See the high level API documentation for additional details.

Warning

Since data capture is performance sensitive, we provide three different ways to stream data:

  • XWRSystem.stream: stream data directly as an iterator in the main thread. Note that a high worst case execution time (e.g., due to file system writes) may lead to packet drops!
  • XWRSystem.qstream: read data into a (q)ueue using a separate thread. This is much less performance sensitive, though the reader must still keep up with the radar's data rate.
  • XWRSystem.dstream: also read data using a separate thread, but (d)rop older frames if they are not consumed fast enough to ensure that the reader always gets the latest frame.

Troubleshooting

Initialization Delay

While the radar is booting, you will not be able to open the serial port.

[Errno 16] Device or resource busy: '/dev/ttyACM0'
This is normal, and should go away after ~10-30 seconds.

Radar start times out: If the radar does not respond after issuing Send: sensorStart, this usually indicates an invalid radar configuration; the TI firmware does not provide any error messages or indications.

Dead FPGA: When powered on, the capture card error lights should all come on for ~1sec, then turn off again. If this does not occur, the FPGA may be dead.

Device Times Out: This can also be caused by a loose LVDS cable (the blue ribbon cable between the radar and capture card), if the pins corresponding to commands are loose.

Frequent Dropped Packets: If you receive dropped packet warnings (Dropped packets: X bytes); check to make sure that rmem_max was set correctly. In particular, look for another warning:

Receive buffer size X is smaller than 2 frames (Y); is net.core.rmem_max set?

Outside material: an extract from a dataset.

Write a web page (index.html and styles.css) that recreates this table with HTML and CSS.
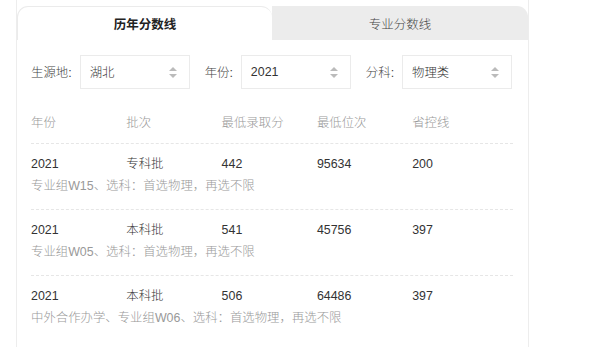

Other Hardware Faults: The TI mmWave Demo Visualizer is a good way to validate radar hardware functionality, and uses the same demo firmware.

Note

If an error is returned on the console in the Demo Visualizer: there may be a hardware fault. It should be raised with a line number in mss_main.c; the error case (e.g. RL_RF_AE_CPUFAULT_SB) should reveal what general type of fault it is.